One of the common themes running through discussion and debate about where the economy is going is the need to focus on low carbon and resource efficiency. The Government's legally binding commitment to reduce greenhouse gas emissions by at least 80 per cent by 2050, with an interim target of 34 per cent by 2020, set the framework within which the new green economy will need to be built.

Economic growth with limited resources and reduced reliance on carbon is going to require a significant change in the way that all companies operate. The Government's forthcoming Low Carbon Industrial Strategy, due out in the summer, will lay down the business opportunities that will result from the transformation. New markets for low-carbon products and services will emerge, and opportunities to make significant savings from reduced energy consumption and resource efficiency will be enhanced, helping to increase productivity and improve competitiveness while reducing environmental impact.

A critical element of the transition will be developing environmental knowledge and skills. Not only will this need to be done through shaping the skills of young people going through the education system, but with an estimated three quarters of the 2020 workforce already in employment, there's also a massive task to be undertaken in re-skilling across all sectors of the economy.

So what are environmental and low-carbon skills? IEMA's work, backed up by recent Government research, shows that in the majority of environmental jobs we are not talking about the need for specialist environmental skills per se, but a need for increased environmental knowledge applied through well-honed and consistently mobilised generic skills. An environmental professional is able to revolutionise environmental practice in an organisation because he or she has the right level and breadth of knowledge and can apply it successfully.

IEMA's membership criteria has been established according to this rationale. Our associate membership provides successful candidates with a broad level of environmental knowledge, while our full membership recognises those experienced practitioners who can demonstrate a track record in the application of that knowledge within a business context.
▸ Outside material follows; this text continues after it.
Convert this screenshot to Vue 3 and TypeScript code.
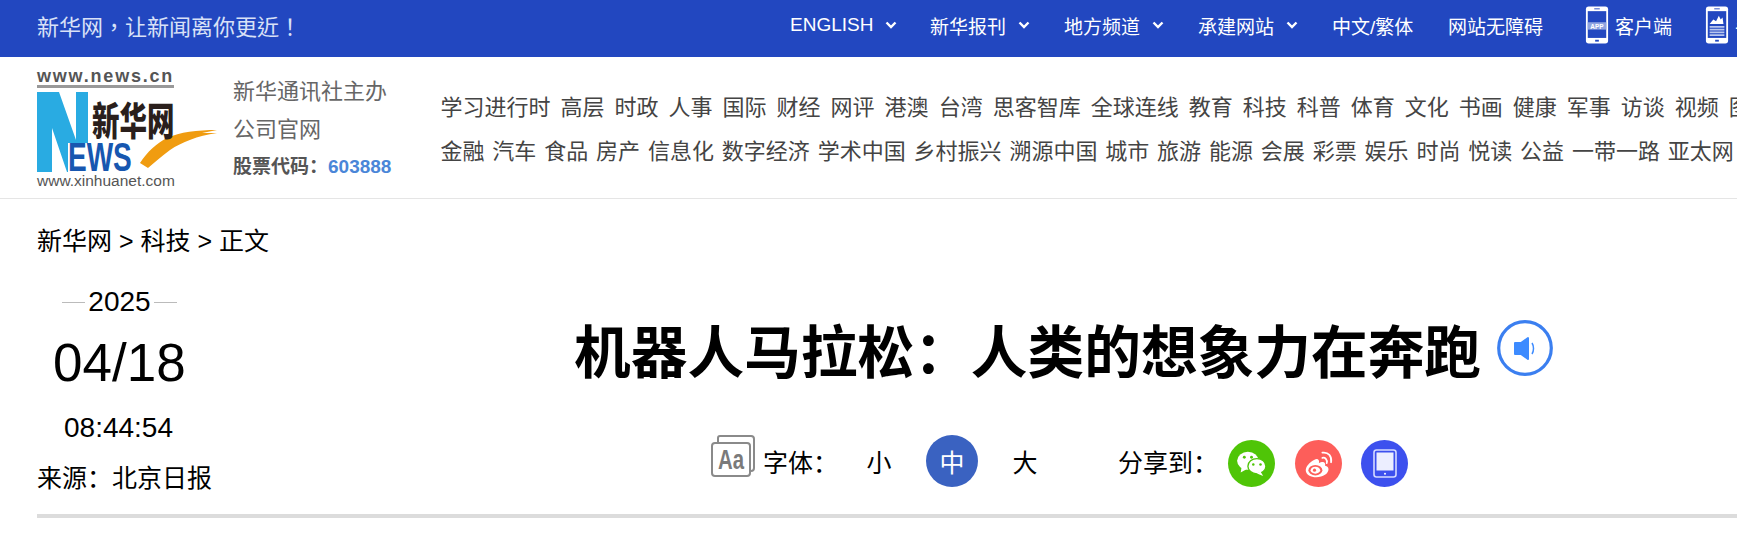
<script setup lang="ts">
const topLinks = [
  { label: 'ENGLISH', arrow: true, w: 140 },
  { label: '新华报刊', arrow: true, w: 134 },
  { label: '地方频道', arrow: true, w: 134 },
  { label: '承建网站', arrow: true, w: 134 },
  { label: '中文/繁体', arrow: false, w: 116 },
  { label: '网站无障碍', arrow: false, w: 137 },
];
const navRows = [
  ['学习进行时', '高层', '时政', '人事', '国际', '财经', '网评', '港澳', '台湾', '思客智库', '全球连线', '教育', '科技', '科普', '体育', '文化', '书画', '健康', '军事', '访谈', '视频', '图片'],
  ['金融', '汽车', '食品', '房产', '信息化', '数字经济', '学术中国', '乡村振兴', '溯源中国', '城市', '旅游', '能源', '会展', '彩票', '娱乐', '时尚', '悦读', '公益', '一带一路', '亚太网'],
];
</script>

<template>
  <div class="page">
    <header class="topbar">
      <div class="slogan">新华网，让新闻离你更近！</div>
      <nav class="top-links">
        <a v-for="link in topLinks" :key="link.label" class="top-link" :style="{ width: link.w + 'px' }">
          {{ link.label }}
          <svg v-if="link.arrow" class="chev" width="12" height="8" viewBox="0 0 12 8" fill="none" stroke="#fff" stroke-width="2.4"><path d="M1.5 1.5 6 6l4.5-4.5" /></svg>
        </a>
        <a class="app-link">
          <svg width="24" height="40" viewBox="0 0 26 42">
            <rect x="1" y="1" width="24" height="40" rx="3" fill="#fff" />
            <rect x="3" y="6" width="20" height="29" fill="#2247c0" />
            <rect x="3" y="18" width="20" height="8" fill="#8fa3e0" />
            <text x="13" y="25" font-size="7" font-weight="700" text-anchor="middle" fill="#fff" font-family="Liberation Sans">APP</text>
            <rect x="10" y="3" width="6" height="1" fill="#2247c0" />
            <rect x="11" y="37" width="4" height="2" fill="#2247c0" />
          </svg>
          客户端
        </a>
        <a class="app-link">
          <svg width="24" height="40" viewBox="0 0 26 42">
            <rect x="1" y="1" width="24" height="40" rx="3" fill="#fff" />
            <rect x="3" y="6" width="20" height="29" fill="#2247c0" />
            <path d="M5 20l4-5 3 2 3-6 2 4 2-2 1 7z" fill="#fff" />
            <path d="M5 22h16v2H5zM5 25h16v2H5zM5 28h16v2H5zM5 31h16v2H5z" fill="#b9c6ee" />
            <rect x="10" y="3" width="6" height="1" fill="#2247c0" />
            <rect x="11" y="37" width="4" height="2" fill="#2247c0" />
          </svg>
          手机版
        </a>
      </nav>
    </header>

    <section class="brand-row">
      <div class="logo">
        <div class="logo-url">www.news.cn</div>
        <div class="logo-mark">
          <svg width="180" height="80" viewBox="0 0 180 80">
            <path d="M0 0H22L39 48V0H51V51H31V80H30L15 36V80H0Z" fill="#29abe2" />
            <path d="M103 71C110 60 120 51 130 46C143 40 160 38 180 38L165 41 180 41C160 44 145 50 133 58C125 64 118 70 111 76Z" fill="#f09c10" />
          </svg>
          <span class="logo-cn">新华网</span>
          <span class="logo-ews">EWS</span>
        </div>
        <div class="logo-foot">www.xinhuanet.com</div>
      </div>
      <div class="org">
        <div class="org-line">新华通讯社主办</div>
        <div class="org-line">公司官网</div>
        <div class="stock">股票代码：<span>603888</span></div>
      </div>
      <nav class="channels">
        <div v-for="(row, i) in navRows" :key="i" class="channel-row">
          <a v-for="name in row" :key="name">{{ name }}</a>
        </div>
      </nav>
    </section>

    <main class="article">
      <div class="crumbs">新华网 &gt; 科技 &gt; 正文</div>
      <div class="head">
        <aside class="meta">
          <div class="year"><i></i>2025<i></i></div>
          <div class="day">04/18</div>
          <div class="time">08:44:54</div>
          <div class="source">来源：北京日报</div>
        </aside>
        <div class="title-box">
          <div class="title-line">
            <h1>机器人马拉松：人类的想象力在奔跑</h1>
            <svg class="sound" width="56" height="56" viewBox="0 0 56 56">
              <circle cx="28" cy="28" r="26.3" fill="none" stroke="#3b7ff0" stroke-width="3.2" />
              <path d="M18 23h6l7-5v21l-7-5h-6z" fill="#3d8bff" stroke="#3d8bff" stroke-linejoin="round" stroke-width="2" />
              <path d="M35 23c2 3 2 8 0 11" fill="none" stroke="#3d8bff" stroke-width="1.5" />
            </svg>
          </div>
          <div class="tools">
            <svg class="aa" width="44" height="42" viewBox="0 0 44 42" fill="none" stroke="#8a8a8a" stroke-width="2">
              <path d="M7 7V3a2 2 0 0 1 2-2h31a3 3 0 0 1 3 3v29a3 3 0 0 1-3 3h-1" />
              <rect x="1" y="8" width="38" height="33" rx="3" fill="#fff" />
              <text x="7" y="34" font-size="27" font-weight="700" stroke="none" fill="#7a7a7a" font-family="Liberation Sans" textLength="26" lengthAdjust="spacingAndGlyphs">Aa</text>
            </svg>
            <span class="font-label">字体：</span>
            <span class="size">小</span>
            <span class="size active">中</span>
            <span class="size">大</span>
            <span class="share-label">分享到：</span>
            <span class="share wechat">
              <svg width="31" height="27" viewBox="0 0 34 30">
                <ellipse cx="13" cy="12" rx="12" ry="10" fill="#fff" />
                <path d="M6 19l-1 6 7-4z" fill="#fff" />
                <ellipse cx="23" cy="18" rx="10" ry="8.5" fill="#fff" stroke="#4fc507" stroke-width="1.5" />
                <path d="M27 24l3 5-7-3z" fill="#fff" />
                <circle cx="9" cy="8" r="1.6" fill="#4fc507" />
                <circle cx="17" cy="8" r="1.6" fill="#4fc507" />
                <circle cx="19" cy="16" r="1.4" fill="#4fc507" />
                <circle cx="27" cy="16" r="1.4" fill="#4fc507" />
              </svg>
            </span>
            <span class="share weibo">
              <svg width="32" height="28" viewBox="0 0 34 32" fill="none">
                <path d="M13 11c-6 3-10 8-10 12 0 5 6 8 12 8 8 0 14-4 14-9 0-3-3-4-4-4 1-3-1-6-7-3 1-3-1-6-5-4z" fill="#fff" />
                <ellipse cx="14" cy="23" rx="8" ry="6" fill="#fd5e5a" />
                <ellipse cx="14" cy="23" rx="5.5" ry="4" fill="#fff" />
                <circle cx="13" cy="23" r="1.8" fill="#fd5e5a" />
                <path d="M22 9c3-1 6 2 5 6M22 3c7-1 11 4 10 11" stroke="#fff" stroke-width="2" stroke-linecap="round" />
              </svg>
            </span>
            <span class="share phone">
              <svg width="24" height="29" viewBox="0 0 24 29" fill="none">
                <rect x="1" y="1" width="22" height="27" rx="2.5" stroke="#d5daff" stroke-width="1.6" />
                <rect x="3.5" y="3.5" width="17" height="18" fill="#eceeff" />
                <circle cx="12" cy="24.8" r="1" fill="#fff" />
              </svg>
            </span>
          </div>
        </div>
      </div>
      <div class="rule"></div>
    </main>
  </div>
</template>

<style>
html, body {
  overflow: hidden;
  background: #fff;
}
</style>

<style scoped>
.page {
  width: 1737px;
  height: 544px;
  overflow: hidden;
  font-family: "Liberation Sans", "Noto Sans CJK SC", sans-serif;
  color: #000;
}
.topbar {
  height: 57px;
  box-sizing: border-box;
  background: #2247c0;
  display: flex;
  align-items: center;
  padding: 0 0 7px 37px;
  white-space: nowrap;
}
.slogan {
  width: 753px;
  flex: none;
  font-family: "Liberation Sans", "Noto Sans CJK TC", sans-serif;
  font-size: 22px;
  color: #d9e1f7;
}
.top-links {
  display: flex;
  align-items: center;
  color: #fff;
  font-size: 19px;
}
.top-link {
  flex: none;
  display: flex;
  align-items: center;
  gap: 12px;
}
.app-link {
  flex: none;
  width: 120px;
  display: flex;
  align-items: center;
  gap: 6px;
}
.brand-row {
  height: 142px;
  box-sizing: border-box;
  border-bottom: 1px solid #e5e5e5;
  display: flex;
  padding-left: 37px;
  white-space: nowrap;
}
.logo {
  width: 180px;
  flex: none;
  padding-top: 11px;
  color: #555;
}
.logo-url {
  box-sizing: content-box;
  font-size: 18px;
  font-weight: 700;
  letter-spacing: 1.8px;
  line-height: 16px;
  border-bottom: 3px solid #999;
  width: 137px;
  height: 17px;
}
.logo-mark {
  position: relative;
  height: 80px;
  margin-top: 4px;
}
.logo-mark svg {
  display: block;
}
.logo-cn {
  position: absolute;
  left: 55px;
  top: 0;
  font-size: 27.5px;
  font-weight: 900;
  color: #2a1f1c;
  line-height: 44px;
  transform: scaleY(1.4);
  transform-origin: top;
}
.logo-ews {
  position: absolute;
  left: 31px;
  top: 51px;
  font-size: 40px;
  line-height: 29px;
  font-weight: 700;
  color: #1757b0;
  transform: scaleX(0.7);
  transform-origin: left;
}
.logo-foot {
  font-size: 15.5px;
  color: #555;
  line-height: 16px;
  margin-top: 1px;
}
.org {
  margin-left: 16px;
  padding-top: 16px;
  width: 207.5px;
  flex: none;
  color: #666;
}
.org-line {
  font-size: 22px;
  line-height: 38px;
}
.stock {
  font-size: 19px;
  font-weight: 700;
  line-height: 36px;
  color: #555;
}
.stock span {
  color: #4a86d8;
}
.channels {
  padding-top: 29px;
  flex: none;
}
.channel-row {
  display: flex;
  gap: 10px;
  font-size: 22px;
  line-height: 44px;
  color: #444;
}
.channel-row + .channel-row {
  gap: 7.85px;
}
.article {
  padding-left: 37px;
}
.crumbs {
  font-size: 25px;
  line-height: 30px;
  padding-top: 27px;
}
.head {
  display: flex;
}
.meta {
  width: 180px;
  flex: none;
}
.year {
  margin-top: 31px;
  margin-left: 25px;
  width: 115px;
  display: flex;
  align-items: center;
  justify-content: space-between;
  font-size: 28px;
  line-height: 30px;
}
.year i {
  width: 23px;
  height: 1px;
  background: #bbb;
}
.day {
  font-size: 53px;
  line-height: 60px;
  margin: 16px 0 0 16px;
}
.time {
  font-size: 28px;
  line-height: 30px;
  margin: 20px 0 0 27px;
}
.source {
  font-size: 25px;
  line-height: 30px;
  margin-top: 20px;
}
.title-box {
  flex: 1;
  padding-left: 357px;
}
.title-line {
  display: flex;
  align-items: flex-start;
  margin-top: 64px;
  height: 56px;
}
h1 {
  margin: 6px 0 0;
  font-size: 56.7px;
  line-height: 56px;
  font-weight: 700;
  white-space: nowrap;
}
.sound {
  margin-left: 16px;
  flex: none;
}
.tools {
  display: flex;
  align-items: center;
  margin-top: 59px;
  margin-left: 137px;
  font-size: 25px;
  height: 52px;
  white-space: nowrap;
}
.aa {
  flex: none;
  align-self: flex-start;
}
.font-label {
  margin-left: 8px;
  width: 90px;
}
.size {
  width: 52px;
  height: 52px;
  display: flex;
  align-items: center;
  justify-content: center;
  border-radius: 50%;
}
.size + .size {
  margin-left: 21px;
}
.size.active {
  background: #3a62c1;
  color: #fff;
}
.share-label {
  margin-left: 67px;
  width: 110px;
}
.share {
  width: 47px;
  height: 47px;
  border-radius: 50%;
  display: flex;
  align-items: center;
  justify-content: center;
  margin-right: 19.5px;
  align-self: flex-start;
  margin-top: 5px;
}
.wechat {
  background: #4fc507;
}
.weibo {
  background: #fd5e5a;
}
.phone {
  background: #3d50ee;
}
.rule {
  height: 4px;
  background: #dcdcdc;
  margin-top: 21px;
}
</style>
However, a focus on employing environmental professionals within a company must be supported by a drive to embed differing levels of environmental knowledge and skills across an organisation's entire operation.

Differing levels of environmental training and qualifications are needed. Vocational qualifications must also support non environmental jobs to have an environmental element.

The "system" that Government has established to drive skills in the economy relies on the private sector demanding the skills it feels are necessary. Unfortunately, many businesses still see "environment" as a matter of pure regulatory compliance. This is a market failure. As a result, the economy misses the very real productivity and competitiveness gains derived from good environmental management.

If every business is to have an environmental professional and all employees are to have the right level of knowledge and skills, then simplicity, flexibility and accessibility to the way in which qualifications, skills and training are delivered is crucial.

The multi-disciplinary environmental professional is crucial to make this happen and IEMA will champion their role in the new low-carbon economy.